Karlaftis, who looked great during the offseason training program, will likely have an opportunity to compete for a starting role in camp.
Kehinde Oginni Hassan
An alum of the NFL International Player Pathway program, Hassan is a native of Nigeria looking to make it as a professional football player. Originally a tight end prospect at the IPP Combine, Hassan has tremendous height at 6-foot-7 and will be an interesting story to follow throughout camp.
The Bottom Line
The Chiefs kept nine defensive linemen in 2021, 10 in 2020 and nine in 2019, which provides some historical precedent as to how many Kansas City may keep this time around. The Chiefs have traditionally split that total pretty evenly, opting to carry five defensive tackles and four defensive ends last season (although Chris Jones, listed as a defensive tackle, played both positions). Kansas City went with six defensive ends and four defensive tackles in 2020 after carrying four defensive ends and five defensive tackles in 2019.
Overall, this group could feature some of the most wide-open battles of any position on the roster. On one end, Karlaftis has a real opportunity to earn a starting role in Week 1 with a strong camp. There’s also intrigue elsewhere, however, as players such as Stallworth and Saunders will be competing for rotational roles that often prove critical over the course of a long season.
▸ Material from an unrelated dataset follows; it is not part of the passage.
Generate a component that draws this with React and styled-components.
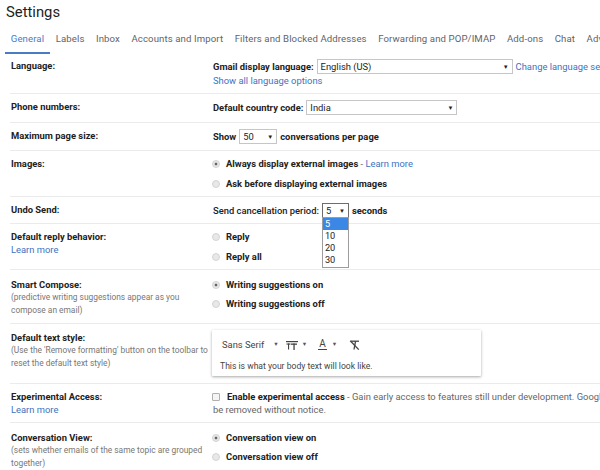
import styled, { createGlobalStyle } from 'styled-components';

const GlobalStyle = createGlobalStyle`
  html, body {
    margin: 0;
    padding: 0;
    background: #fff;
    overflow: hidden;
  }
  body {
    font-family: Roboto, "Liberation Sans", Arial, sans-serif;
    color: #222;
  }
`;

const Page = styled.div`
  width: 600px;
  height: 470px;
  overflow: hidden;
`;

const Title = styled.h1`
  margin: 0;
  padding: 2px 0 0 6px;
  height: 26px;
  font-size: 14.8px;
  font-weight: 400;
  line-height: 20px;
  color: #222;
`;

const Tabs = styled.div`
  display: flex;
  margin-left: 5px;
  height: 26px;
  white-space: nowrap;
`;

const Tab = styled.div`
  padding: 0 5.75px;
  font-size: 9.6px;
  letter-spacing: 0.11px;
  line-height: 22px;
  color: ${p => (p.$active ? '#4a7bc6' : '#5f6368')};
  border-bottom: 2px solid ${p => (p.$active ? '#4a7bc6' : 'transparent')};
  box-sizing: border-box;
`;

const List = styled.div`
  margin-left: 10px;
`;

const Row = styled.div`
  display: grid;
  grid-template-columns: 203px 1fr;
  padding: ${p => p.$pad || '6px 0 7px'};
  border-bottom: ${p => (p.$last ? 'none' : '1px solid #ebebeb')};
`;

const Label = styled.div`
  padding-left: 1px;
  font-size: 9.4px;
  line-height: 13px;
`;

const LabelTitle = styled.div`
  font-weight: bold;
  color: #222;
`;

const Hint = styled.div`
  font-size: 8.4px;
  line-height: 13px;
  color: #777;
`;

const Link = styled.span`
  color: #3d72c2;
  font-weight: normal;
`;

const Value = styled.div`
  font-size: 9.4px;
  line-height: 13px;
  display: flex;
  flex-direction: column;
  gap: ${p => p.$gap || '0px'};
  white-space: nowrap;
`;

const Line = styled.div`
  display: flex;
  align-items: center;
  height: ${p => p.$h || '13px'};
  font-weight: ${p => p.$weight || 'bold'};
  position: relative;
`;

const Select = styled.div`
  position: relative;
  display: flex;
  align-items: center;
  box-sizing: border-box;
  width: ${p => p.$w}px;
  height: 15px;
  margin: 0 3px;
  padding: 0 3px;
  border: 1px solid ${p => (p.$focused ? '#6d6d6d' : '#c6c6c6')};
  background: #fff;
  font-weight: normal;
  font-size: 9.4px;
  color: #222;
`;

const Arrow = styled.span`
  margin-left: auto;
  font-size: 6px;
  color: #222;
`;

const Menu = styled.div`
  position: absolute;
  top: 13px;
  left: -1px;
  width: 27px;
  box-sizing: border-box;
  border: 1px solid #9c9c9c;
  background: #fff;
  z-index: 5;
  padding-bottom: 1px;
`;

const MenuItem = styled.div`
  height: 12px;
  line-height: 12px;
  padding-left: 2px;
  font-size: 9.2px;
  background: ${p => (p.$selected ? '#3a87e6' : '#fff')};
  color: ${p => (p.$selected ? '#fff' : '#222')};
`;

const Radio = styled.span`
  width: 8px;
  height: 8px;
  box-sizing: border-box;
  border-radius: 50%;
  border: 1px solid #d2d2d2;
  background: radial-gradient(circle, ${p => (p.$checked ? '#666 0 1.2px, #e9e9e9 1.7px' : '#e8e8e8 0')});
  margin: 0 6px 0 -1px;
  flex: none;
`;

const Checkbox = styled.span`
  width: 8px;
  height: 8px;
  box-sizing: border-box;
  border: 1px solid #b0b0b0;
  border-radius: 1px;
  background: #f4f4f4;
  margin: 0 7px 0 -1px;
  flex: none;
`;

const Normal = styled.span`
  font-weight: normal;
  color: #666;
`;

const Medium = styled.span`
  font-weight: 500;
`;

const StyleBox = styled.div`
  width: 269px;
  height: 46px;
  box-sizing: border-box;
  margin-left: -1px;
  padding: 8px 10px 4px 8px;
  background: #fff;
  box-shadow: 0 1px 3px rgba(0, 0, 0, 0.35);
  border-radius: 1px;
`;

const Toolbar = styled.div`
  display: flex;
  align-items: center;
  height: 13px;
  margin-bottom: 9px;
  padding-left: 2px;
  color: #444;
  font-size: 9.4px;
`;

const Caret = styled.span`
  font-size: 5.5px;
  color: #555;
  margin: ${p => p.$m || '0 0 0 4px'};
`;

const ToolIcon = styled.span`
  display: inline-flex;
  align-items: center;
  margin-left: ${p => p.$ml || '10px'};
  color: #444;
`;

const ColorA = styled.span`
  font-size: 10px;
  line-height: 10px;
  border-bottom: 1.5px solid #444;
  padding: 0 1px;
`;

const BodyText = styled.div`
  font-size: 8.6px;
  line-height: 12px;
  color: #444;
`;

const Gap = styled.div`
  height: ${p => p.$h}px;
`;

const FontSizeIcon = () => (
  <svg width="12" height="10" viewBox="0 0 12 10" fill="#444">
    <rect x="0" y="1" width="12" height="1.2" />
    <rect x="0.5" y="3.5" width="4" height="1.1" />
    <rect x="2" y="3.5" width="1.1" height="6" />
    <rect x="5" y="3.5" width="6" height="1.3" />
    <rect x="7.4" y="3.5" width="1.3" height="6.5" />
  </svg>
);

const ClearFormatIcon = () => (
  <svg width="11" height="10" viewBox="0 0 11 10" fill="none" stroke="#444" strokeWidth="1.3">
    <path d="M2 1.2h8" />
    <path d="M6.6 1.2 5 9.5" />
    <path d="M1.2 0.8 9.8 9.6" />
  </svg>
);

const tabs = [
  'General',
  'Labels',
  'Inbox',
  'Accounts and Import',
  'Filters and Blocked Addresses',
  'Forwarding and POP/IMAP',
  'Add-ons',
  'Chat',
  'Advanced',
];

const RadioOption = ({ checked, children }) => (
  <Line>
    <Radio $checked={checked} />
    {children}
  </Line>
);

export default function App() {
  return (
    <Page>
      <GlobalStyle />
      <Title>Settings</Title>
      <Tabs>
        {tabs.map((t, i) => (
          <Tab key={t} $active={i === 0}>
            {t}
          </Tab>
        ))}
      </Tabs>
      <List>
        <Row $pad="5px 0 6px">
          <Label>
            <LabelTitle>Language:</LabelTitle>
          </Label>
          <Value>
            <Line $h="14px">
              Gmail display language:
              <Select $w={196}>
                English (US)
                <Arrow>▼</Arrow>
              </Select>
              <Link>Change language settings for other Google products</Link>
            </Line>
            <Line $h="14px" $weight="normal">
              <Link>Show all language options</Link>
            </Line>
          </Value>
        </Row>

        <Row>
          <Label>
            <LabelTitle>Phone numbers:</LabelTitle>
          </Label>
          <Value>
            <Line $h="15px">
              Default country code:
              <Select $w={151}>
                India
                <Arrow>▼</Arrow>
              </Select>
            </Line>
          </Value>
        </Row>

        <Row $pad="6px 0 6px">
          <Label>
            <LabelTitle>Maximum page size:</LabelTitle>
          </Label>
          <Value>
            <Line $h="15px">
              Show
              <Select $w={38}>
                50
                <Arrow>▼</Arrow>
              </Select>
              conversations per page
            </Line>
          </Value>
        </Row>

        <Row $pad="6px 0 6px">
          <Label>
            <LabelTitle>Images:</LabelTitle>
          </Label>
          <Value $gap="7px">
            <RadioOption checked>
              Always display external images<Normal>&nbsp;- </Normal>
              <Link>&nbsp;Learn more</Link>
            </RadioOption>
            <RadioOption>Ask before displaying external images</RadioOption>
          </Value>
        </Row>

        <Row $pad="6px 0 5px">
          <Label>
            <LabelTitle>Undo Send:</LabelTitle>
          </Label>
          <Value>
            <Line $h="15px">
              <Medium>Send cancellation period:</Medium>
              <Select $w={27} $focused>
                5
                <Arrow>▼</Arrow>
                <Menu>
                  <MenuItem $selected>5</MenuItem>
                  <MenuItem>10</MenuItem>
                  <MenuItem>20</MenuItem>
                  <MenuItem>30</MenuItem>
                </Menu>
              </Select>
              seconds
            </Line>
          </Value>
        </Row>

        <Row $pad="6px 0 6px">
          <Label>
            <LabelTitle>Default reply behavior:</LabelTitle>
            <Link>Learn more</Link>
          </Label>
          <Value $gap="7px">
            <RadioOption>Reply</RadioOption>
            <RadioOption>Reply all</RadioOption>
          </Value>
        </Row>

        <Row $pad="8px 0 6px">
          <Label>
            <LabelTitle>Smart Compose:</LabelTitle>
            <Hint>
              (predictive writing suggestions appear as you
              <br />
              compose an email)
            </Hint>
          </Label>
          <Value $gap="6px">
            <RadioOption checked>Writing suggestions on</RadioOption>
            <RadioOption>Writing suggestions off</RadioOption>
          </Value>
        </Row>

        <Row $pad="6px 0 7px">
          <Label>
            <Gap $h={1} />
            <LabelTitle>Default text style:</LabelTitle>
            <Hint>
              (Use the 'Remove formatting' button on the toolbar to
              <br />
              reset the default text style)
            </Hint>
          </Label>
          <Value>
            <StyleBox>
              <Toolbar>
                Sans Serif
                <Caret $m="0 0 0 9px">▼</Caret>
                <ToolIcon $ml="7px">
                  <FontSizeIcon />
                </ToolIcon>
                <Caret>▼</Caret>
                <ToolIcon $ml="11px">
                  <ColorA>A</ColorA>
                </ToolIcon>
                <Caret $m="0 0 0 5px">▼</Caret>
                <ToolIcon $ml="12px">
                  <ClearFormatIcon />
                </ToolIcon>
              </Toolbar>
              <BodyText>This is what your body text will look like.</BodyText>
            </StyleBox>
          </Value>
        </Row>

        <Row $pad="6px 0 6px">
          <Label>
            <LabelTitle>Experimental Access:</LabelTitle>
            <Link>Learn more</Link>
          </Label>
          <Value>
            <Line>
              <Checkbox />
              Enable experimental access
              <Normal>
                &nbsp;- Gain early access to features still under development. Google may change or
                discontinue experimental features at any time, and they may
              </Normal>
            </Line>
            <Line $weight="normal">
              <Normal>be removed without notice.</Normal>
            </Line>
          </Value>
        </Row>

        <Row $pad="8px 0 6px" $last>
          <Label>
            <LabelTitle>Conversation View:</LabelTitle>
            <Hint>
              (sets whether emails of the same topic are grouped
              <br />
              together)
            </Hint>
          </Label>
          <Value $gap="6px">
            <RadioOption checked>Conversation view on</RadioOption>
            <RadioOption>Conversation view off</RadioOption>
          </Value>
        </Row>
      </List>
    </Page>
  );
}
Additionally, it’s worth mentioning that the ability to wear pads – which isn’t permitted during the offseason training program – is crucial to the evaluation process with defensive linemen. Each of the players in this group has been working on the mental and fundamental aspects of their games for months, but there’s only so much a lineman can do when live contact isn’t allowed. With camp nearly here – which permits pads – we’re almost to the point where they can physically put that preparation to work and the real evaluation can begin.